Currently, the regulation of autonomous vehicles in California is split between two state agencies: the Department of Motor Vehicles (DMV), which oversees testing and deployment permits, and the California Public Utilities Commission (CPUC), which regulates commercial passenger service. Municipal governments, including San Francisco’s leadership, have repeatedly expressed frustration with this centralized regulatory structure, arguing that it deprives local authorities of the power to manage their own streets. Local officials contend that while the state prioritizes technological innovation, local communities bear the immediate consequences when driverless fleets block emergency vehicles, disrupt public transit routes, or stall during power outages.
The push for tougher regulations could manifest in several ways, including mandating that AV operators prove their vehicles can navigate dark intersections without stalling, requiring redundant communication systems that do not rely solely on commercial cellular networks, and imposing heavy financial penalties for vehicles that block traffic during municipal crises. Such regulations would force AV companies to transition from "fail-safe" protocols—where a vehicle simply stops in place when confused—to "fail-operational" architectures, where a vehicle must actively navigate to a safe, non-disruptive location, such as a parking lot or a side street, even when its primary systems are compromised.
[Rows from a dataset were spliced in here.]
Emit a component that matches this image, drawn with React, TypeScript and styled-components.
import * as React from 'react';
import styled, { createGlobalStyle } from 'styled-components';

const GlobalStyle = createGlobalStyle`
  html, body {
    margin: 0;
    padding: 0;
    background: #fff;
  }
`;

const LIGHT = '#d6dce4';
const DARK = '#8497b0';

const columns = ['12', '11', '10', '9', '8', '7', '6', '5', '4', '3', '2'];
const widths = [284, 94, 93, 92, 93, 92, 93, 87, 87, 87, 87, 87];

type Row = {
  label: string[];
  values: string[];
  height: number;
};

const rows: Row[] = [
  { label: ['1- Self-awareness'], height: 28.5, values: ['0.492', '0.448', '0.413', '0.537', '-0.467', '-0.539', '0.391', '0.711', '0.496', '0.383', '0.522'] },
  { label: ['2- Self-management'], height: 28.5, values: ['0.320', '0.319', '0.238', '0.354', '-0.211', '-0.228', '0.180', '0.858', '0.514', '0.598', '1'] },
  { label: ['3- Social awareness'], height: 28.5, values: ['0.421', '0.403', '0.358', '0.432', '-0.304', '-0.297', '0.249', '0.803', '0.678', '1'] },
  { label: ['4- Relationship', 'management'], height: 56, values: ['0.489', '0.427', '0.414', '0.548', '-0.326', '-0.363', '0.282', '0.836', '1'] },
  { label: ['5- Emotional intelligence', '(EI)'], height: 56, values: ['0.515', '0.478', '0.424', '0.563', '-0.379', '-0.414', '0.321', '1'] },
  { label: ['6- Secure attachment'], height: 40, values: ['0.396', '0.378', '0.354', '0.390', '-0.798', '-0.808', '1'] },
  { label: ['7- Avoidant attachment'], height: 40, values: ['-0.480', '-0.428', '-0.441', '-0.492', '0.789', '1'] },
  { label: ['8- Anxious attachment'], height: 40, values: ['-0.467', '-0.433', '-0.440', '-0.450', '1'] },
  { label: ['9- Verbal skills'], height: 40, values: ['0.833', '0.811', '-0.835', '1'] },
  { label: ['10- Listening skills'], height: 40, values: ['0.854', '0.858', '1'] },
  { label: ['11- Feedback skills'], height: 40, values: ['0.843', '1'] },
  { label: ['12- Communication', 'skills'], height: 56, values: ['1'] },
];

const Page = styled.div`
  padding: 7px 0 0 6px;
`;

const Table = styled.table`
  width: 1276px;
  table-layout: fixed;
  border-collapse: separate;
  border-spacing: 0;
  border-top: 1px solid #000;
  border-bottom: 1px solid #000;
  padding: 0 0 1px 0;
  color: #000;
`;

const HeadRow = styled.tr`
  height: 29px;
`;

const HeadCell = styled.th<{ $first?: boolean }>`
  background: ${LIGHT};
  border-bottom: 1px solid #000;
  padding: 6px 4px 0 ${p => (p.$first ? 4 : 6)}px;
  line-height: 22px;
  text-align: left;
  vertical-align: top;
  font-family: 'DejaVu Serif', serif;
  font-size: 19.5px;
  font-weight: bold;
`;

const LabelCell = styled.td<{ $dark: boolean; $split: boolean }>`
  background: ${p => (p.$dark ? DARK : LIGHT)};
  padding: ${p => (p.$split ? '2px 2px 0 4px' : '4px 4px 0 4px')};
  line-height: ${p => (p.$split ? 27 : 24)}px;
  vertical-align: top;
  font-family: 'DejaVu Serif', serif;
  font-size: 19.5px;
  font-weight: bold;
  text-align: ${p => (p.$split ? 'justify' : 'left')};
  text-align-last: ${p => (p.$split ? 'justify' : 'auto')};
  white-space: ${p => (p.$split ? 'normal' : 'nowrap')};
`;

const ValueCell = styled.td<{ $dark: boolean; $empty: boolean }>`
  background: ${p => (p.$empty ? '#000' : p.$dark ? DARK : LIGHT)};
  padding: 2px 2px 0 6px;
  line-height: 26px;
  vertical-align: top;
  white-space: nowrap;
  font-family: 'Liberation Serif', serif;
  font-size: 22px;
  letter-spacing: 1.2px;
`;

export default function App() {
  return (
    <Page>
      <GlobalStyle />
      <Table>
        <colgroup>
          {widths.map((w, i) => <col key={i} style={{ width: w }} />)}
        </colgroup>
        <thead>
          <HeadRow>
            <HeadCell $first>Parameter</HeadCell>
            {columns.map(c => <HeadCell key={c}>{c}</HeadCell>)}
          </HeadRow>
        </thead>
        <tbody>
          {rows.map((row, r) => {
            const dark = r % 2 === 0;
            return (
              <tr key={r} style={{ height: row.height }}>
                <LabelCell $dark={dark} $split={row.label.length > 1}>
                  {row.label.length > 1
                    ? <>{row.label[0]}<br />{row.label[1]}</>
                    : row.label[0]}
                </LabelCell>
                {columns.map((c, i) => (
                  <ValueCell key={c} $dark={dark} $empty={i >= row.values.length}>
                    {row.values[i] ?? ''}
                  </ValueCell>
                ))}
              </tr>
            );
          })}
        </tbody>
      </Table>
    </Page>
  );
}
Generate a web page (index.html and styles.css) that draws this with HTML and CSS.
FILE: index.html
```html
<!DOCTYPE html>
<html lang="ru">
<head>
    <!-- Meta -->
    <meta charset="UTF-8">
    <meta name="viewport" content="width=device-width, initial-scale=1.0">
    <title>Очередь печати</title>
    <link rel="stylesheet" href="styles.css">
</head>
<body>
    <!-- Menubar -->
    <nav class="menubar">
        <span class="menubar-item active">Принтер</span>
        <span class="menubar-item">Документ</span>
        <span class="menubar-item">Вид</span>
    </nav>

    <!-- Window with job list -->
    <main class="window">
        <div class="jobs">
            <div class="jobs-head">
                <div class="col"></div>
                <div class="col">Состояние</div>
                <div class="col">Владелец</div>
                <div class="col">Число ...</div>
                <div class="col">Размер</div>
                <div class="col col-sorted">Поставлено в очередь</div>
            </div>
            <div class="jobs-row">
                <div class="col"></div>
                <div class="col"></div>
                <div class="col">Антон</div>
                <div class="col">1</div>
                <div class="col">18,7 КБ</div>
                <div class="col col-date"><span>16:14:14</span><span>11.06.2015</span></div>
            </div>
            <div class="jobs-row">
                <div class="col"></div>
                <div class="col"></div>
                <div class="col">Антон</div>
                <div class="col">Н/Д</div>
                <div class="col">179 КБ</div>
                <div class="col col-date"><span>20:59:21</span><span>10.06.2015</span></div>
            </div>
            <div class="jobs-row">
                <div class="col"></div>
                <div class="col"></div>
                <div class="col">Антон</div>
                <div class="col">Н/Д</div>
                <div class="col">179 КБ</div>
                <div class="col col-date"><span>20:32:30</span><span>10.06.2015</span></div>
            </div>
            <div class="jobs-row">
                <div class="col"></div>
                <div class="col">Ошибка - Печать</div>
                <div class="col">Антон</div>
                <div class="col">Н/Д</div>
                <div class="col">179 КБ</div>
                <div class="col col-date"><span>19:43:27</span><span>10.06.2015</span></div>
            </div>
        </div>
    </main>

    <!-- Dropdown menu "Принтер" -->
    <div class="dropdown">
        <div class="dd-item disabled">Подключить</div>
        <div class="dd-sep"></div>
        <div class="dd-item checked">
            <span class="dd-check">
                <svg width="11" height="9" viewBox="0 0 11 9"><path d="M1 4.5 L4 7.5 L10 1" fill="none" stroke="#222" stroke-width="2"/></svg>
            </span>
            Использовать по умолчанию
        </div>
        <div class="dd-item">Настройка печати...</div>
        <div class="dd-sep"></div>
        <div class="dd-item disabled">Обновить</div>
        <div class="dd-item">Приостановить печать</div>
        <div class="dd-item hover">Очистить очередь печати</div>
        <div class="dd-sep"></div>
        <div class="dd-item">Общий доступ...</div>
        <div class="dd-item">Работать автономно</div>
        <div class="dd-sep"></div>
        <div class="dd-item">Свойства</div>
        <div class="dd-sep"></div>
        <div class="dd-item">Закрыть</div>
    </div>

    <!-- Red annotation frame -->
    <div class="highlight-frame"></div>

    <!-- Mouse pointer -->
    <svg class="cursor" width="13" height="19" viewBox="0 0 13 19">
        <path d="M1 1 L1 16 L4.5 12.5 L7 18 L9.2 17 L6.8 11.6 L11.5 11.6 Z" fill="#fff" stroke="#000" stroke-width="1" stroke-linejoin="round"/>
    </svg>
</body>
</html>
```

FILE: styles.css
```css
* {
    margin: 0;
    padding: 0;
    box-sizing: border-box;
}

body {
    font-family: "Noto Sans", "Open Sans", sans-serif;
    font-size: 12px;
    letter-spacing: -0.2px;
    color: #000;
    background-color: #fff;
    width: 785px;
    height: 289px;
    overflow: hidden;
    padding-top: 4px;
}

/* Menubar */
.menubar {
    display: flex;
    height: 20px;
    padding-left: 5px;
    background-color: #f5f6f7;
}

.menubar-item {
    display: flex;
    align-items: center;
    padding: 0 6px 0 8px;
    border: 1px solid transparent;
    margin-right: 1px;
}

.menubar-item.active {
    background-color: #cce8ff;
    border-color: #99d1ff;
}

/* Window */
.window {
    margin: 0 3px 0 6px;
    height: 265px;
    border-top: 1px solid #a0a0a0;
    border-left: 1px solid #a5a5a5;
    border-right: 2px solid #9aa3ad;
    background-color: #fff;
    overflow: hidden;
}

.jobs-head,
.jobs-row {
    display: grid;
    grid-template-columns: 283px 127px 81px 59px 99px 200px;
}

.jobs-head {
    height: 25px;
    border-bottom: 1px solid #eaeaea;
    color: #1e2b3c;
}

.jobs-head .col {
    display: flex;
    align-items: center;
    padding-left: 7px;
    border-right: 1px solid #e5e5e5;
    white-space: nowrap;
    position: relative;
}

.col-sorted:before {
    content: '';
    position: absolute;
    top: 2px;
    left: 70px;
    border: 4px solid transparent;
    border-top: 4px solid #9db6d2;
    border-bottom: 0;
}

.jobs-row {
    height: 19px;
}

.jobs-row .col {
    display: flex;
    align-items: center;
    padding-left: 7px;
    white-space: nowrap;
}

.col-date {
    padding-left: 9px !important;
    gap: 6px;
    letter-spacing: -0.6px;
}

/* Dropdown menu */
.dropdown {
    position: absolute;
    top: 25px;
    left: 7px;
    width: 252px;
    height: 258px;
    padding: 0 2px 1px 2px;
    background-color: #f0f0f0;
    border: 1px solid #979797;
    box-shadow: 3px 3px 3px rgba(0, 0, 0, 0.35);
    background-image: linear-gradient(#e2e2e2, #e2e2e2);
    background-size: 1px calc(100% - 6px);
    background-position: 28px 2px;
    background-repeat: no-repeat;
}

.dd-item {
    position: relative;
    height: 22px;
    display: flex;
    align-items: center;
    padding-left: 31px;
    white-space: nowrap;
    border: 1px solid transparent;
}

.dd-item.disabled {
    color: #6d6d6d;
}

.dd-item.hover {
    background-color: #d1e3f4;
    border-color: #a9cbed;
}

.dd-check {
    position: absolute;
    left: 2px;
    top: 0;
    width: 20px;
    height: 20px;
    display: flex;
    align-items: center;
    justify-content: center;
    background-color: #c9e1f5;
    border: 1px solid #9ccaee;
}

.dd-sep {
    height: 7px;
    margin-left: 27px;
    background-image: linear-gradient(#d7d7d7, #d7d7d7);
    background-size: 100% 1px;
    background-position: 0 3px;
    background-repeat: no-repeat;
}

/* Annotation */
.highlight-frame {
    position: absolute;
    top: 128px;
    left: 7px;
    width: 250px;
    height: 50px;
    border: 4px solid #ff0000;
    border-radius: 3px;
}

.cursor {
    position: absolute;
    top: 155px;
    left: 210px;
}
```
The implications of these regulatory and technical challenges extend far beyond Waymo and San Francisco. As the autonomous ride-hailing industry prepares for global scaling, with companies like Amazon’s Zoox, General Motors’ Cruise, and various international competitors vying for market share, the relationship between AV fleets and urban infrastructure must undergo a fundamental evolution. The industry must move away from treating the city as a passive, static backdrop and instead view it as a dynamic, sometimes volatile partner.
To build the necessary resilience, AV developers are heavily investing in decentralized edge computing. By reducing a vehicle’s dependence on cloud connectivity and remote assistance, operators hope to ensure that fleets can maintain fluid operations even during severe network blackouts. Furthermore, the future of urban transit will likely require the integration of Vehicle-to-Everything (V2X) communication technologies. In a V2X-enabled city, decentralized, battery-backed municipal sensors could broadcast real-time infrastructure status reports directly to approaching vehicles. If a neighborhood loses power, the grid could instantly alert incoming autonomous fleets, allowing them to proactively reroute around the affected zone before they ever encounter a darkened intersection or a dead cellular zone.
Ultimately, Waymo’s rapid, one-hour recovery and its decision to proactively pause service during the San Francisco power outage demonstrate a growing operational maturity. By choosing to temporarily halt operations rather than risk widespread vehicle stalls, the company showed that it is actively applying lessons learned from previous infrastructure failures. However, the incident serves as a stark reminder that the path to a fully autonomous future cannot be paved by software and sensors alone. It requires a deep, resilient, and collaborative integration with the physical and regulatory fabric of the cities these driverless fleets aim to transform. Until urban power grids and communication networks are built to match the sophistication of the vehicles driving on them, localized infrastructure shocks will continue to dictate the limits of autonomous mobility.